**Given instruction:** Could you write out the opening lines of the data, word for word, stopping after the line that contains "const RED = '#ff3c44';"?

**Available data:**

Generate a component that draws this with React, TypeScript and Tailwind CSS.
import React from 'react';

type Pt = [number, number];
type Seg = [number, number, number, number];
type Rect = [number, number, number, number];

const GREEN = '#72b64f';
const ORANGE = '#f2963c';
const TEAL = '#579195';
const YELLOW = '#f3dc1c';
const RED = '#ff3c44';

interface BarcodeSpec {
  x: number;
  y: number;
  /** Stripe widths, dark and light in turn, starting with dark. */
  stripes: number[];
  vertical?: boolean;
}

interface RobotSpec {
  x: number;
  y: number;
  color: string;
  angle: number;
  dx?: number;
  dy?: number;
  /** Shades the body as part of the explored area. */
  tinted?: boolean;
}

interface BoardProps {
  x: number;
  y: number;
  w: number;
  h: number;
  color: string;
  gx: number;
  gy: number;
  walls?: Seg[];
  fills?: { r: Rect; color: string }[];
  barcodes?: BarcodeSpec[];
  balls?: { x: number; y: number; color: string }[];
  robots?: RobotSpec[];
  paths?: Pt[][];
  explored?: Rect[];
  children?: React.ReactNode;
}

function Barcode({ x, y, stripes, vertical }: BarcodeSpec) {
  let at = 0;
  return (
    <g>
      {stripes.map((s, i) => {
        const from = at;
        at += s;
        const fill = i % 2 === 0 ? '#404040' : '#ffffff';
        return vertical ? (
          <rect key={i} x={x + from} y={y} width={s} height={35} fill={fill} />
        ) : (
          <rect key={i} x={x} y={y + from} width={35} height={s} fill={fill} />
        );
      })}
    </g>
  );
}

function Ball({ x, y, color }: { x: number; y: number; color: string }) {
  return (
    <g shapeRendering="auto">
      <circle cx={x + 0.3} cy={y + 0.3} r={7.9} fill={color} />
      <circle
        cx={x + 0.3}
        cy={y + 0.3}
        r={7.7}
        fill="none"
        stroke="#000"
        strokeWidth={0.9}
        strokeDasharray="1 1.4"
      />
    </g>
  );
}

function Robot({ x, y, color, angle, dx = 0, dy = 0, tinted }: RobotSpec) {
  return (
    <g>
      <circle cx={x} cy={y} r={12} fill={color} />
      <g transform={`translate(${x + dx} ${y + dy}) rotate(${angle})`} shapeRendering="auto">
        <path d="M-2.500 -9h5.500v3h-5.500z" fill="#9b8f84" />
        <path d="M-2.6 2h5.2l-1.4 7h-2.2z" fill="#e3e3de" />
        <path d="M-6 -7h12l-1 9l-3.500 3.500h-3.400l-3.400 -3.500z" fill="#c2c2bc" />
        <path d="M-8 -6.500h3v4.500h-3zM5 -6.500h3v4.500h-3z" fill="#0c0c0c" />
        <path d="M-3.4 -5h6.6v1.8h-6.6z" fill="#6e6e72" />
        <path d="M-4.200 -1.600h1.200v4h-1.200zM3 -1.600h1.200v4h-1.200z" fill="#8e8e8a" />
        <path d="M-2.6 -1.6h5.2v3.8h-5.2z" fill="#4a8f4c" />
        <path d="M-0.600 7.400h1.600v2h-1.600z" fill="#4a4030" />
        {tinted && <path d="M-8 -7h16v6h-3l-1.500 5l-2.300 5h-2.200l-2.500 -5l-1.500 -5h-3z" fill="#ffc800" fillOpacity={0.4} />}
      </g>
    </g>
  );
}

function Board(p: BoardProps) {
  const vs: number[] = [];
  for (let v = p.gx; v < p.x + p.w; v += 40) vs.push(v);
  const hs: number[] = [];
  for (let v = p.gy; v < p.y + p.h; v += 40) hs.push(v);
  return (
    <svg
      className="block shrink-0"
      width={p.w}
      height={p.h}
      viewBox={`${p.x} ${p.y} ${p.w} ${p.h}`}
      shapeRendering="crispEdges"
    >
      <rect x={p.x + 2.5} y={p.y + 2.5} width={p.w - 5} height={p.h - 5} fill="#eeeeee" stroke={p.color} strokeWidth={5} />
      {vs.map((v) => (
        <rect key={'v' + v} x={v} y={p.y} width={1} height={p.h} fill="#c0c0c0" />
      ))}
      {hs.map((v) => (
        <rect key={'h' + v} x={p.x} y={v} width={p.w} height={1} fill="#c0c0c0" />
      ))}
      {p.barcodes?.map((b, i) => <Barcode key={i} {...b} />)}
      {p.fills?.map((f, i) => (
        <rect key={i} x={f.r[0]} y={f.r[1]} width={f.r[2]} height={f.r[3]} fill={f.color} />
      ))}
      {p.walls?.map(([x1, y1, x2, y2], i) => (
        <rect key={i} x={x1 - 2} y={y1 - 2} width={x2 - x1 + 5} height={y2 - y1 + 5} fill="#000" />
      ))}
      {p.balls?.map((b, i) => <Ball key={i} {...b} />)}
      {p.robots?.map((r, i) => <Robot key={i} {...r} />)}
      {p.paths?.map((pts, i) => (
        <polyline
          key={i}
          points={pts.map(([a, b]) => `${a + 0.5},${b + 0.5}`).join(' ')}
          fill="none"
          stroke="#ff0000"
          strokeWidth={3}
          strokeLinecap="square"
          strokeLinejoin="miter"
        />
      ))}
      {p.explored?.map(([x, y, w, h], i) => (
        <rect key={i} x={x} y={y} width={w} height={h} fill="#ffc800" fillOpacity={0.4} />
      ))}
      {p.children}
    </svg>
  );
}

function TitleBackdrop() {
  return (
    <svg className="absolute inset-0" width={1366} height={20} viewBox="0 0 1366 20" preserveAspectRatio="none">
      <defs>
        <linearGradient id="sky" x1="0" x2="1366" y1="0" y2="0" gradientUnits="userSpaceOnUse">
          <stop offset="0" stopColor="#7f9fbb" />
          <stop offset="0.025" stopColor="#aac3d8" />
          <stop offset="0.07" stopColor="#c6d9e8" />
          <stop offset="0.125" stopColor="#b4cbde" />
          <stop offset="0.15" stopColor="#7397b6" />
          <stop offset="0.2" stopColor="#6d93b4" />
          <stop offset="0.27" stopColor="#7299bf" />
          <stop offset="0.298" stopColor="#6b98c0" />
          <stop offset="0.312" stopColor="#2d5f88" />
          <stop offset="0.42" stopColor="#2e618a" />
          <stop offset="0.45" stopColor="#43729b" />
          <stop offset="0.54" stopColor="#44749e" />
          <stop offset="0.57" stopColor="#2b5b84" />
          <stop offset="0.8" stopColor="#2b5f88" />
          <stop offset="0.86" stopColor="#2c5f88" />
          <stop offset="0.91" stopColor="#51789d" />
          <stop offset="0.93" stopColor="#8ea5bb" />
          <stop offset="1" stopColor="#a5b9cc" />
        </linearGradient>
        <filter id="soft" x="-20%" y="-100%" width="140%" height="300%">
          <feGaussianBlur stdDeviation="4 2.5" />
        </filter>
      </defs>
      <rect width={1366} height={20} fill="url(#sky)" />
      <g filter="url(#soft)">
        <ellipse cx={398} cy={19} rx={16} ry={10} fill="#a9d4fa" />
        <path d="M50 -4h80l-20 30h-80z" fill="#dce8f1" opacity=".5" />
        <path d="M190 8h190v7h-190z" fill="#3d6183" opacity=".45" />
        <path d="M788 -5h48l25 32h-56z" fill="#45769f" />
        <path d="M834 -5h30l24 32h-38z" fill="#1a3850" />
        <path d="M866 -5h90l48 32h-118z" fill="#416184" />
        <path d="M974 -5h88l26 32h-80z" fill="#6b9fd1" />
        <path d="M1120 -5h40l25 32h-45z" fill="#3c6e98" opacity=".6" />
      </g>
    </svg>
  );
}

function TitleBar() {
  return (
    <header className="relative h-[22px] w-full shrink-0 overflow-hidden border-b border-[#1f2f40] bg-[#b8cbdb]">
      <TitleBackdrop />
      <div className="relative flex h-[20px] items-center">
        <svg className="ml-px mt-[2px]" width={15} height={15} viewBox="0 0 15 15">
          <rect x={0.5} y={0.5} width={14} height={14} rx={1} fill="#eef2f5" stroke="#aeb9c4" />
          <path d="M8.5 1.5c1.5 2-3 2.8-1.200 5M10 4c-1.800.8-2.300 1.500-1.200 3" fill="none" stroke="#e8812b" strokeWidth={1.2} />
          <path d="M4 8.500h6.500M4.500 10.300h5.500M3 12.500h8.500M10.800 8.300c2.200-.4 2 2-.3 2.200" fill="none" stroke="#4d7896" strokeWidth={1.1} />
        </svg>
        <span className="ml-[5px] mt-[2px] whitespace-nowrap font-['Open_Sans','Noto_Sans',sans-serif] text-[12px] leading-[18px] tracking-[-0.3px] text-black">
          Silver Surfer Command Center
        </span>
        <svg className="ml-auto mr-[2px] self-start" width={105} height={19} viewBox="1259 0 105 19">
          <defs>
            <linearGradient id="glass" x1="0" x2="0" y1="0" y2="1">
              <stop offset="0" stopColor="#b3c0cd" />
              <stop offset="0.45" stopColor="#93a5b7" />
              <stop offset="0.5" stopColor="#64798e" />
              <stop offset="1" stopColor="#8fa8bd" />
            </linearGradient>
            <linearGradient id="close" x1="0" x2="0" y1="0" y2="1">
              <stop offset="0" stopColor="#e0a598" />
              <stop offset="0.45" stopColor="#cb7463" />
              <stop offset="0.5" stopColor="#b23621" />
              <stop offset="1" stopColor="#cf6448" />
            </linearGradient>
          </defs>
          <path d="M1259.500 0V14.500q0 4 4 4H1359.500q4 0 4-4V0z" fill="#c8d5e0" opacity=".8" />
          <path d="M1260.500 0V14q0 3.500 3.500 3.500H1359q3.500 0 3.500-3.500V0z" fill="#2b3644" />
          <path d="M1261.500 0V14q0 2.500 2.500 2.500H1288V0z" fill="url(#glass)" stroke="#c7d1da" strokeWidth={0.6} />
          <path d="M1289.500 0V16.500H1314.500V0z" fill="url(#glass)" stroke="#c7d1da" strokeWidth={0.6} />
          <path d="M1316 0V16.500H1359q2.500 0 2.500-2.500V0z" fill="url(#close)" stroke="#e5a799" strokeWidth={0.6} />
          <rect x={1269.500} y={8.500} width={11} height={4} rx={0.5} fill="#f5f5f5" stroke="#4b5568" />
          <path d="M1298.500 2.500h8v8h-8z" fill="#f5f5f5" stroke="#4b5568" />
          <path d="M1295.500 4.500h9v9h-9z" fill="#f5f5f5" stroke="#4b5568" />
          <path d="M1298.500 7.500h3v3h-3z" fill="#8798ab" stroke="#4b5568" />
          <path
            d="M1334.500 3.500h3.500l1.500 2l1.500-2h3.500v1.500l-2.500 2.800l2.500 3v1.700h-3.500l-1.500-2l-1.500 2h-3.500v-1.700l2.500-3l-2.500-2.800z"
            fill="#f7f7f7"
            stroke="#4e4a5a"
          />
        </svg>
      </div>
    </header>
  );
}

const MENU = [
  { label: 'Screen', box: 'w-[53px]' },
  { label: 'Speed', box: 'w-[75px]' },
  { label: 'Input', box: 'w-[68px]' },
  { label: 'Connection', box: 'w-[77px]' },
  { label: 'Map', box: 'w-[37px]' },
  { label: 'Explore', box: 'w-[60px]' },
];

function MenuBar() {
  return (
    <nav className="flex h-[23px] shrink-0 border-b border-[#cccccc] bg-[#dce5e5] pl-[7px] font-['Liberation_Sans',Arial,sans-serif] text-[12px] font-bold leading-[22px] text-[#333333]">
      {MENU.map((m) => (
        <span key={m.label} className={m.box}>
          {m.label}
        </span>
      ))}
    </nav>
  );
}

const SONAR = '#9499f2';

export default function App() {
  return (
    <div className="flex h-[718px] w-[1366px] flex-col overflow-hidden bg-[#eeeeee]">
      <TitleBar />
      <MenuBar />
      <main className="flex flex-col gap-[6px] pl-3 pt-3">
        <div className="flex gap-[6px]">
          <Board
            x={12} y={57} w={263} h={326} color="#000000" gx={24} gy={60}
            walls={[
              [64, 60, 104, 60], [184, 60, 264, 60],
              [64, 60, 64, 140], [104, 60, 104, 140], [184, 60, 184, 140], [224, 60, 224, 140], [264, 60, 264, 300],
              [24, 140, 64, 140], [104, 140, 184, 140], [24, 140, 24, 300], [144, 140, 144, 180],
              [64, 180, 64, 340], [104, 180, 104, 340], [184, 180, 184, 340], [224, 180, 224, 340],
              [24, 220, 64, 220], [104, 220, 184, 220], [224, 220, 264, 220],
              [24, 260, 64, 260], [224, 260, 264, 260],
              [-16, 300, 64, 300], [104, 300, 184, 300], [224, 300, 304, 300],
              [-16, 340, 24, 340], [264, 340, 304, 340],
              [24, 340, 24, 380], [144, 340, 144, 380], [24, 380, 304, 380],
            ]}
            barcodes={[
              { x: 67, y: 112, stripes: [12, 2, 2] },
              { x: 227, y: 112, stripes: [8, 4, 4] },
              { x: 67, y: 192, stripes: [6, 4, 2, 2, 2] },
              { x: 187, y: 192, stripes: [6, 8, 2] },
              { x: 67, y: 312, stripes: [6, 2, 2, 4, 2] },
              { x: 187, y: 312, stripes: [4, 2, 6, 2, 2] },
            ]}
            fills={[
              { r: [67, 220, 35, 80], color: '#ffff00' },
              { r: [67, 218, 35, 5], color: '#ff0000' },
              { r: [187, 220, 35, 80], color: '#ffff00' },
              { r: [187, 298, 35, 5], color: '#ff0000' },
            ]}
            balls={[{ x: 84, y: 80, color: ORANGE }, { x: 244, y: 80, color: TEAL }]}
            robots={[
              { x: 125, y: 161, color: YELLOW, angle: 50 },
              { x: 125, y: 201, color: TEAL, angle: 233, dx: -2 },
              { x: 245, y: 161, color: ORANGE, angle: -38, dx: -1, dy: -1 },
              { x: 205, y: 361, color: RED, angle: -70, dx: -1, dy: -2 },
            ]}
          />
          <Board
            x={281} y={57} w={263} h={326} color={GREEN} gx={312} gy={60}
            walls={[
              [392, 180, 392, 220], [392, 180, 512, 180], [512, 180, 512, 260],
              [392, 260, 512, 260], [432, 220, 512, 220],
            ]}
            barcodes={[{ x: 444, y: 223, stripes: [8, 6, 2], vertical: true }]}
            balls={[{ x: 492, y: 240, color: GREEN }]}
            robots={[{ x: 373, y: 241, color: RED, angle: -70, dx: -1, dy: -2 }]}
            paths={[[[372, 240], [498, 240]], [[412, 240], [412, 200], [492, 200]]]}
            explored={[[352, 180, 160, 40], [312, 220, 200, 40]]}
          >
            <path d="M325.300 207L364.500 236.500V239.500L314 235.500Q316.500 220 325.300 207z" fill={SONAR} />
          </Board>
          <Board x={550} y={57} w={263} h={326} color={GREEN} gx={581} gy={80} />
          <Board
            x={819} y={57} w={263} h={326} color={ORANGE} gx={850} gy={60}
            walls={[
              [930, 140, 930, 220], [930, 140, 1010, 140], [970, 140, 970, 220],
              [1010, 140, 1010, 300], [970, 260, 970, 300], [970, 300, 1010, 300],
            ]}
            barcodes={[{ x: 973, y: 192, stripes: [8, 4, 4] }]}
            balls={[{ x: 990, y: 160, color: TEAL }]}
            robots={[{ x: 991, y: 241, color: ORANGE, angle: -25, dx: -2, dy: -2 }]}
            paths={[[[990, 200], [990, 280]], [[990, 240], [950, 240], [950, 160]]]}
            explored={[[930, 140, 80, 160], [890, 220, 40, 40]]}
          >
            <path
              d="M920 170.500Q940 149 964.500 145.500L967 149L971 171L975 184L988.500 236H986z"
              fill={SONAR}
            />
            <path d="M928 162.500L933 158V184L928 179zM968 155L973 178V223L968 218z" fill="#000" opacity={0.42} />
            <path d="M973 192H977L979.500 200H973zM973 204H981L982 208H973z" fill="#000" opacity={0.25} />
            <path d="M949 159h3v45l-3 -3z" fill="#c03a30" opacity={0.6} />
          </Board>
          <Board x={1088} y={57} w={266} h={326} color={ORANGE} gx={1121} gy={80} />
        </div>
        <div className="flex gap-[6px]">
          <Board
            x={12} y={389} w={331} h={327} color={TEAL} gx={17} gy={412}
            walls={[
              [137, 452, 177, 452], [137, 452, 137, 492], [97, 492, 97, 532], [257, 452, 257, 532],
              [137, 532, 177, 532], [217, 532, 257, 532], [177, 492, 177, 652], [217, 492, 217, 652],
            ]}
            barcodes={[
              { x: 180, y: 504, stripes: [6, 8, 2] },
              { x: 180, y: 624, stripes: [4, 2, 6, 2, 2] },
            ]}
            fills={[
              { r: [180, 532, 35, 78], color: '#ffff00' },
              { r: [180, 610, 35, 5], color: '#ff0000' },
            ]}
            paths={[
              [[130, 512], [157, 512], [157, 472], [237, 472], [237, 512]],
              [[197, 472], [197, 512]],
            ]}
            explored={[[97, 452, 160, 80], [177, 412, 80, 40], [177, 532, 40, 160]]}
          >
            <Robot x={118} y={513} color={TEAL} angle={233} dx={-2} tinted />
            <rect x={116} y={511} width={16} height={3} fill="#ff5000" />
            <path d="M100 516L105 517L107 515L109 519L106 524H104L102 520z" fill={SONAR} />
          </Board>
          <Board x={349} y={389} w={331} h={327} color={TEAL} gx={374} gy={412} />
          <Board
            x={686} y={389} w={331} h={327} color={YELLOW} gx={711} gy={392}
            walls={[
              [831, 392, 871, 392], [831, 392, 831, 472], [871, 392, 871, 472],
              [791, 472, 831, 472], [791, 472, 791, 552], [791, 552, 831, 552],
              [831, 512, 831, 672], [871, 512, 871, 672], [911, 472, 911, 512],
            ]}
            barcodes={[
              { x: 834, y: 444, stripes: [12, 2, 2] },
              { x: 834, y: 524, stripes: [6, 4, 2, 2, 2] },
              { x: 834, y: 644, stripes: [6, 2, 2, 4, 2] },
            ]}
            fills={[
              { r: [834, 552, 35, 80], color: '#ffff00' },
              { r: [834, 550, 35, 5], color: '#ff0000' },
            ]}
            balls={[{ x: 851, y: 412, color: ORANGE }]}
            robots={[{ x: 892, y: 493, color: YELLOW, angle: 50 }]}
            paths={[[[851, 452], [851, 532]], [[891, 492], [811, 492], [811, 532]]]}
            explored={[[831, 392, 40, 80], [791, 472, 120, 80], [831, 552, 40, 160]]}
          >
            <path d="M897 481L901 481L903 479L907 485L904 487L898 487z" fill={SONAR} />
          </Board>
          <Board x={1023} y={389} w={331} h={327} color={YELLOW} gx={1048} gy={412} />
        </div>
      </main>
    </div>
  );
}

**Answer to this task:**
Generate a component that draws this with React, TypeScript and Tailwind CSS.
import React from 'react';

type Pt = [number, number];
type Seg = [number, number, number, number];
type Rect = [number, number, number, number];

const GREEN = '#72b64f';
const ORANGE = '#f2963c';
const TEAL = '#579195';
const YELLOW = '#f3dc1c';
const RED = '#ff3c44';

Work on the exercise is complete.